(Bloomberg) -- U.K. Prime Minister Boris Johnson said it won’t be easy to persuade European Union leaders to renegotiate the Brexit deal.

After returning from meetings this week with German Chancellor Angela Merkel in Berlin and France’s President Emmanuel Macron in Paris, Johnson told reporters he was making progress, but that people shouldn’t “hold their breath” over the prospect of a new deal, according to the Press Association.

“I want to caution everybody, OK? Because this is not going to be a cinch, this is not going to be easy. We will have to work very hard to get this thing done,” he said Friday during a visit to Devon, southwest England. Even so, Johnson said the “mood music” during his European trip was “very good.”

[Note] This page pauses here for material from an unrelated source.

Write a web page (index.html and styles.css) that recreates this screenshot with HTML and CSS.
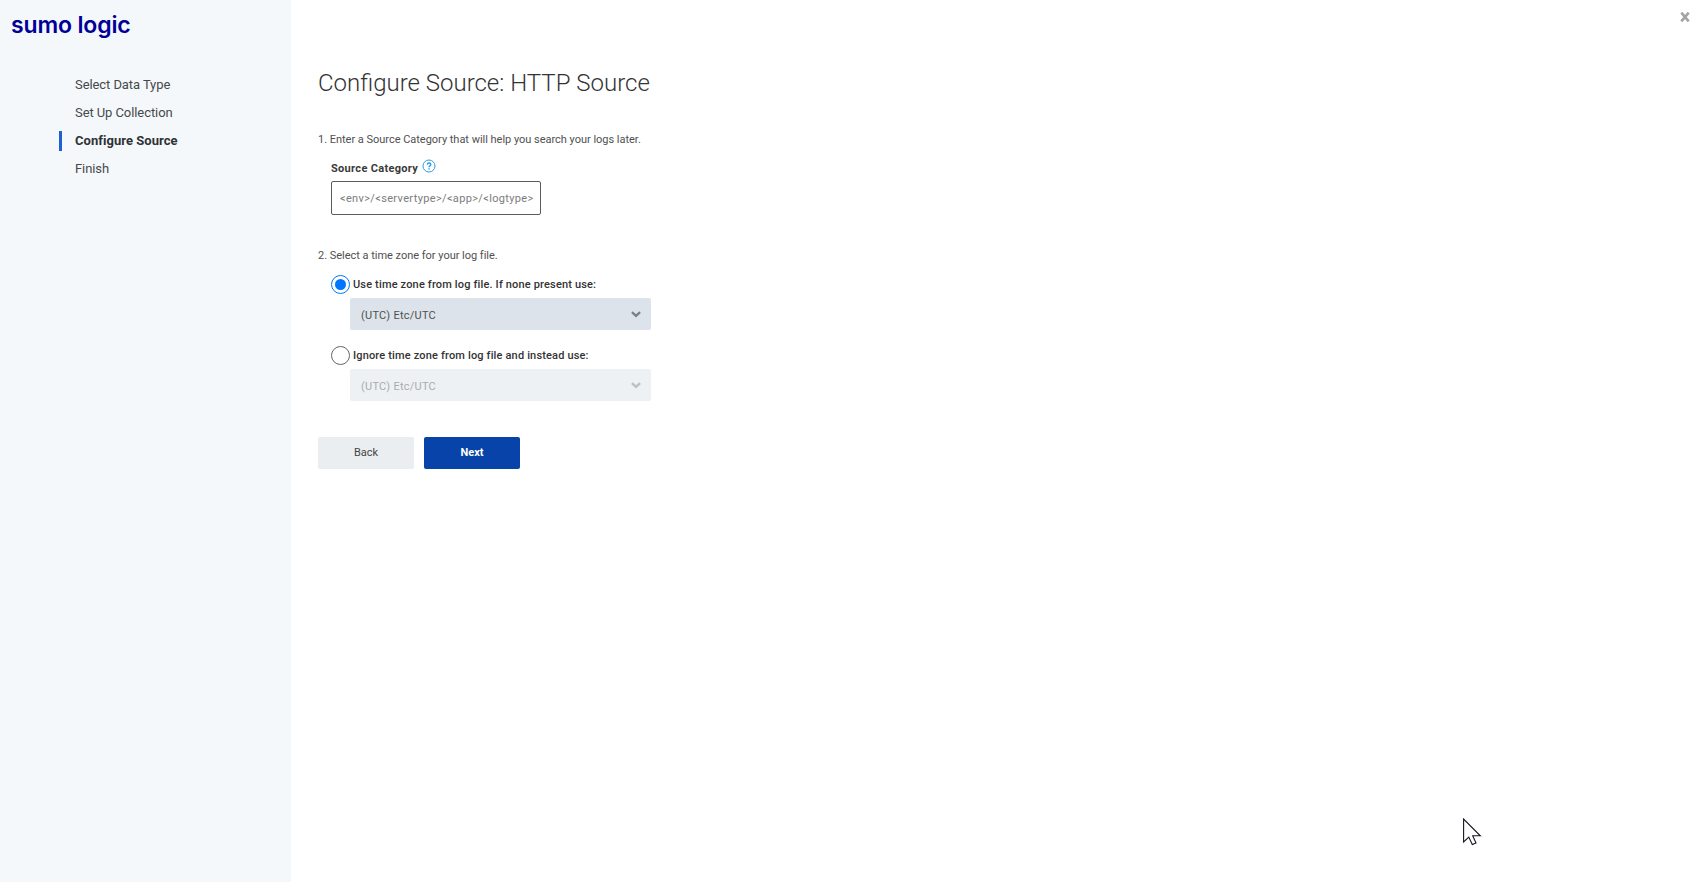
FILE: index.html
```html
<!DOCTYPE html>
<html lang="en">
<head>
<meta charset="utf-8">
<title>Sumo Logic - Configure Source</title>
<link rel="stylesheet" href="styles.css">
</head>
<body>
<div class="wizard">
  <aside class="sidebar">
    <div class="logo">sumo logic</div>
    <ul class="steps">
      <li class="step">Select Data Type</li>
      <li class="step">Set Up Collection</li>
      <li class="step step-active">Configure Source</li>
      <li class="step">Finish</li>
    </ul>
  </aside>
  <main class="content">
    <h1 class="title">Configure Source: HTTP Source</h1>
    <p class="prompt">1. Enter a Source Category that will help you search your logs later.</p>
    <div class="field">
      <div class="field-label">
        <label for="category">Source Category</label>
        <svg class="help" width="14" height="14" viewBox="0 0 14 14" fill="none" stroke="#2f9de4"><circle cx="7" cy="7" r="6"/><path d="M5.3 5.7C5.3 4.5 6 4 7 4s1.8.6 1.8 1.6C8.8 6.8 7 6.9 7 8.2" stroke-width="1.4"/><path d="M7 9.2v1.4" stroke-width="1.5"/></svg>
      </div>
      <input class="category" id="category" type="text" placeholder="&lt;env&gt;/&lt;servertype&gt;/&lt;app&gt;/&lt;logtype&gt;">
    </div>
    <p class="prompt">2. Select a time zone for your log file.</p>
    <div class="zones">
      <div class="zone">
        <label class="choice"><span class="radio radio-on"></span>Use time zone from log file. If none present use:</label>
        <div class="select">
          <span>(UTC) Etc/UTC</span>
          <svg width="10" height="7" viewBox="0 0 10 7" fill="none" stroke="#78818a" stroke-width="2.3"><path d="M.9 1.1 5 4.9 9.1 1.1"/></svg>
        </div>
      </div>
      <div class="zone">
        <label class="choice"><span class="radio"></span>Ignore time zone from log file and instead use:</label>
        <div class="select select-disabled">
          <span>(UTC) Etc/UTC</span>
          <svg width="10" height="7" viewBox="0 0 10 7" fill="none" stroke="#bbc0c4" stroke-width="2.3"><path d="M.9 1.1 5 4.9 9.1 1.1"/></svg>
        </div>
      </div>
    </div>
    <div class="actions">
      <button class="button">Back</button>
      <button class="button button-primary">Next</button>
    </div>
  </main>
  <svg class="close" width="10" height="10" viewBox="0 0 10 10" stroke="#a3a3a3" stroke-width="2.6"><path d="M1.3 .6 8.7 9.4M8.7 .6 1.3 9.4"/></svg>
</div>
<svg class="cursor" width="20" height="29" viewBox="0 0 20 29" fill="#fff" stroke="#15151f" stroke-width="1.1"><path d="M.6 1v23l5.2-4.9 3.5 7.5 3.7-1.6-3.3-7.2h7.6z"/></svg>
</body>
</html>
```
FILE: styles.css
```css
* { box-sizing: border-box; }
body {
  margin: 0;
  background: #fff;
  color: #505050;
  font: 11px/16px Roboto, sans-serif;
  overflow: hidden;
}
.wizard { display: flex; height: 100vh; }
.sidebar {
  flex: none;
  width: 291px;
  padding: 11px 0 0 11px;
  background: #f4f8fb;
}
.logo {
  height: 28px;
  color: #009;
  font: 600 23px/28px Inter, sans-serif;
  letter-spacing: -0.15px;
}
.steps {
  display: flex;
  flex-direction: column;
  gap: 8px;
  margin: 36px 0 0 48px;
  padding: 0;
  list-style: none;
}
.step {
  height: 20px;
  padding-left: 13px;
  border-left: 3px solid transparent;
  color: #46494c;
  font-size: 13px;
  line-height: 19px;
  letter-spacing: -0.08px;
}
.step-active {
  border-color: #1f5fd6;
  color: #2f3235;
  font-weight: 700;
  letter-spacing: 0.04px;
}
.content {
  display: flex;
  flex-direction: column;
  align-items: flex-start;
  flex: 1;
  padding: 67px 0 0 27px;
}
.title {
  margin: 0 0 32px;
  color: #333;
  font-size: 24px;
  font-weight: 300;
  line-height: 33px;
}
.prompt {
  height: 16px;
  margin: 0 0 8px;
  letter-spacing: -0.02px;
}
.field {
  height: 92px;
  padding: 5px 0 0 13px;
}
.field-label {
  display: flex;
  gap: 4px;
  height: 16px;
  color: #3a3a3a;
  font-weight: 700;
  letter-spacing: 0.32px;
}
.help { margin-top: -2px; }
.category {
  display: block;
  width: 210px;
  height: 34px;
  margin-top: 4px;
  padding: 0 7px 0 8px;
  border: 1px solid #5c5c5c;
  border-radius: 2px;
  background: #fff;
  font: 11px Roboto, sans-serif;
  letter-spacing: 0.35px;
}
.category::placeholder { color: #7c7c7c; }
.zones { margin-top: 3px; }
.zone { height: 71px; padding-left: 13px; }
.choice {
  display: flex;
  gap: 3px;
  height: 23px;
  color: #333;
  font-weight: 500;
  line-height: 19px;
  letter-spacing: 0.16px;
}
.radio {
  display: flex;
  align-items: center;
  justify-content: center;
  width: 19px;
  height: 19px;
  border: 1px solid #666;
  border-radius: 50%;
}
.radio-on { border-color: #0075ff; }
.radio-on::after {
  width: 11px;
  height: 11px;
  border-radius: 50%;
  background: #0075ff;
  content: "";
}
.select {
  display: flex;
  align-items: center;
  justify-content: space-between;
  width: 301px;
  height: 32px;
  margin-left: 19px;
  padding: 3px 10px 0 11px;
  border-radius: 2px;
  background: #dce3ea;
  letter-spacing: 0.25px;
}
.select svg { margin-bottom: 2px; }
.select-disabled { background: #edf1f4; color: #a9acaf; }
.actions { display: flex; gap: 10px; margin-top: 20px; }
.button {
  width: 96px;
  height: 32px;
  padding: 0 0 2px;
  border: 0;
  border-radius: 2px;
  background: #eaeef1;
  color: #444;
  font: 11px Roboto, sans-serif;
}
.button-primary { background: #0843a9; color: #fff; font-weight: 700; }
.close { margin: 12px 4px 0 0; }
.cursor { position: absolute; left: 1463px; top: 818px; }
```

The Brexit deal, which took 19 months for Johnson’s predecessor, Theresa May, and the 27 other EU governments to agree, was rejected three times by the British Parliament. Johnson is demanding the EU scrap the so-called backstop, the mechanism designed to keep the Irish border free of checks after Brexit that’s a key part of the current agreement.

While Merkel and Macron have been polite and offered encouraging words to Johnson, behind the smiles it’s clear they’re not prepared to change the fundamentals of the Brexit deal. That suggests that unless Johnson backs down, a no-deal departure still looks like the most likely scenario.